Nice point, Pauline. I have a good relationship with my ex, but that doesn't mean there isn't tension. And I have to address that tension at times with my kids, especially as they get older and understand more. We can try to teach our kids how to deal with conflict or that sometimes conflict exists and we just have to accept the fact that it is irreconcilable.
Thanks, Billy, for another shout out!
Some of your givens are not givens, WQ. And that changes a great deal. Especially when things go on for years. Many years.
That said, the occasional negative remark will slip out - under the best of circumstances and certainly under the worst.
Still, every child wants to love both parents. The pain a child goes through when put in the middle is dreadful, and I don't think we know the full extent of that legacy until they're adults. All the more reason to avoid that at all cost.
Not always possible, but always desirable.

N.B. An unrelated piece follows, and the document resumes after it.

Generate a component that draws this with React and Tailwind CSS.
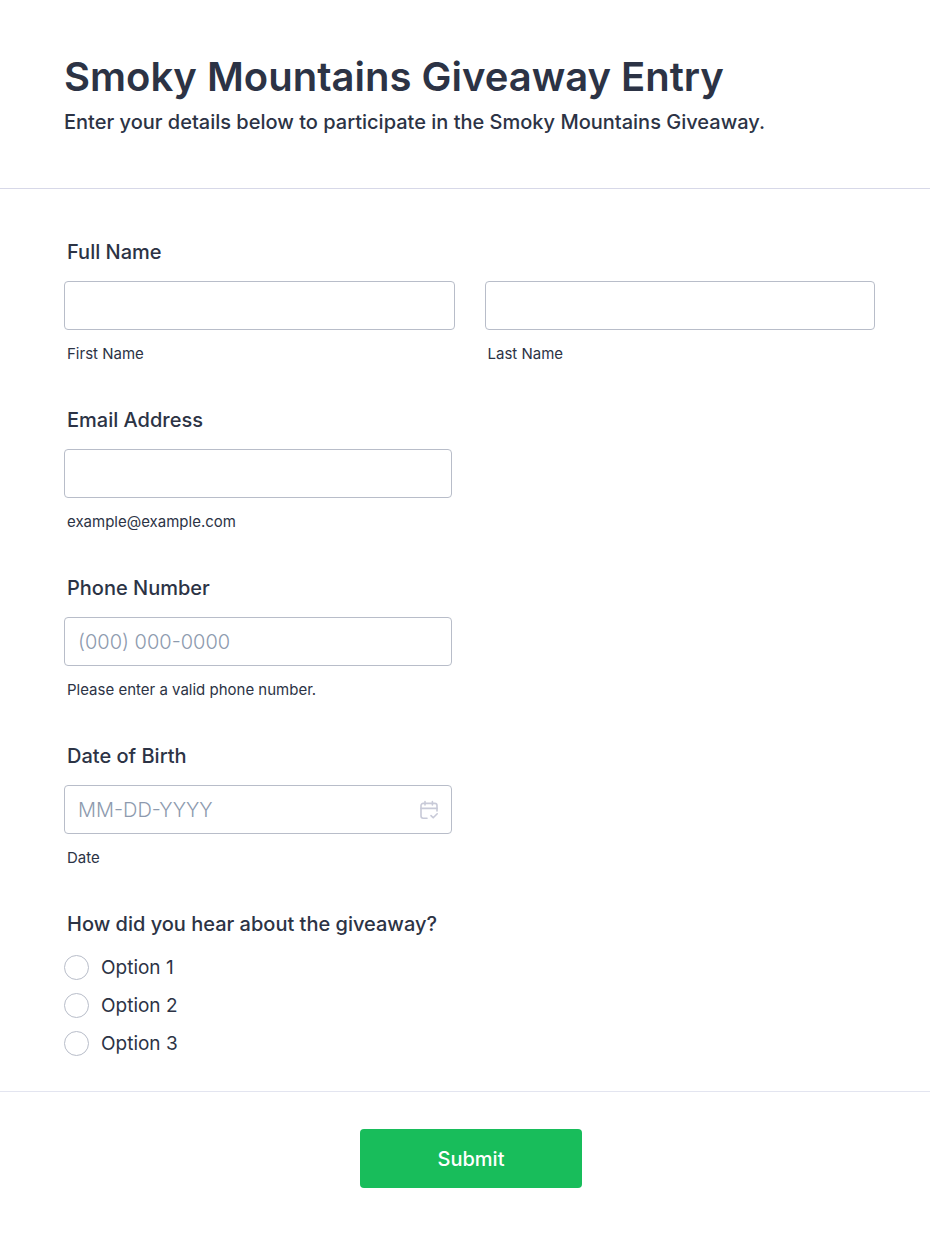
import clsx from "clsx";

const options = ["Option 1", "Option 2", "Option 3"];

const labelClass = "block px-[3px] text-[20px] leading-6 font-medium";
const inputClass =
  "block w-full h-[49px] rounded-sm border border-[#b8bdc9] bg-white px-[13px] text-[20px] font-light outline-none placeholder:text-[#8d9aae] placeholder:opacity-100 focus:border-blue-500";

function CalendarIcon({ className }) {
  return (
    <svg viewBox="0 0 20 20" fill="none" stroke="currentColor" strokeWidth="1.6" strokeLinecap="round" strokeLinejoin="round" className={className} aria-hidden="true">
      <path d="M8 18.2H4.2a2.2 2.2 0 0 1-2.2-2.2V5.6a2.2 2.2 0 0 1 2.2-2.2h11.6A2.2 2.2 0 0 1 18 5.6V11" />
      <path d="M2 8.4h16M6 1.6v3.4M13.4 1.6v3.4" />
      <path d="M12 15.6l2.2 2.2 4-4" />
    </svg>
  );
}

function TextInput({ id, hint, children, ...props }) {
  return (
    <div>
      <div className="relative">
        <input id={id} name={id} aria-describedby={`${id}-hint`} className={inputClass} {...props} />
        {children}
      </div>
      <label id={`${id}-hint`} htmlFor={id} className="block mt-[14px] px-[3px] text-[15px] leading-5">
        {hint}
      </label>
    </div>
  );
}

function Field({ label, id, ...props }) {
  return (
    <div className="max-w-[388px]">
      <label htmlFor={id} className={clsx(labelClass, "mb-[17px]")}>
        {label}
      </label>
      <TextInput id={id} {...props} />
    </div>
  );
}

export default function App() {
  return (
    <form
      onSubmit={(e) => e.preventDefault()}
      className="min-h-screen bg-white font-['Inter',sans-serif] text-[#2c3345]"
    >
      <header className="border-b border-[#d7d8e8] pt-[52px] pb-[54px] pl-16 pr-[55px]">
        <h1 className="text-[40px] leading-[50px] font-semibold">Smoky Mountains Giveaway Entry</h1>
        <p className="mt-2 text-[20px] leading-6 font-medium">
          Enter your details below to participate in the Smoky Mountains Giveaway.
        </p>
      </header>

      <div className="flex flex-col gap-[44px] pt-[51px] pb-[35px] pl-16 pr-[55px]">
        <fieldset>
          <legend className={clsx(labelClass, "mb-[17px]")}>Full Name</legend>
          <div className="grid grid-cols-2 gap-[30px]">
            <TextInput id="firstName" type="text" hint="First Name" />
            <TextInput id="lastName" type="text" hint="Last Name" />
          </div>
        </fieldset>

        <Field id="email" label="Email Address" type="email" hint="example@example.com" />
        <Field id="phone" label="Phone Number" type="tel" placeholder="(000) 000-0000" hint="Please enter a valid phone number." />
        <Field id="birthDate" label="Date of Birth" type="text" placeholder="MM-DD-YYYY" hint="Date">
          <button type="button" aria-label="Choose date" className="absolute inset-y-0 right-[13px] flex items-center text-[#c8cad8]">
            <CalendarIcon className="size-5" />
          </button>
        </Field>

        <fieldset>
          <legend className={clsx(labelClass, "mb-[19px]")}>How did you hear about the giveaway?</legend>
          <div className="flex flex-col gap-[13px]">
            {options.map((option) => (
              <label key={option} className="flex items-center gap-3 text-[19px] leading-[25px]">
                <input
                  type="radio"
                  name="source"
                  value={option}
                  className="size-[25px] shrink-0 appearance-none rounded-full border border-[#b8bdc9] bg-white checked:border-8 checked:border-blue-500"
                />
                {option}
              </label>
            ))}
          </div>
        </fieldset>
      </div>

      <div className="flex justify-center border-t border-[#e3e5f0] pt-[37px] pb-[49px] pl-16 pr-13">
        <button type="submit" className="h-[59px] w-[222px] rounded-sm bg-[#18bd5b] text-[20px] font-medium text-white hover:bg-[#16aa52]">
          Submit
        </button>
      </div>
    </form>
  );
}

Hmmmmm maybe you should have read the comments that Allison Morelli actually said to Anthony Morelli and the children, things like wishing him dead in front of a 4 and 6 year old, or calling him a faggot, gay, impotent, asshole, psycho, mentally ill. Oh you didn't read those emails? I guess that's why Allison wanted the site down, so no one would see her abuse over the years. Don't worry, you can read it all when it comes back up, like the time she broke into his house and he had to get a restraining order against her. Why oh why would she marry someone who was an impotent faggot, and then when she finally got away from him, break back into his house and try to move back in with him? Why over the course of the last 7 years would she beg him to come back to her? The man that supposedly abused her so? But I guess calling her jabba (which if you read the description was about her personality) is so much worse than being an abusive alcoholic that abused her kids. There are two sides, and his side was working through all of that abuse and trying to make life better for his kids, and others that are dealing with the same issues. What is Allison's side? The one that continues to stalk Anthony and his girlfriend of almost 8 years, now stalking all of their family and friends as well. Because that is what a stable ex wife does.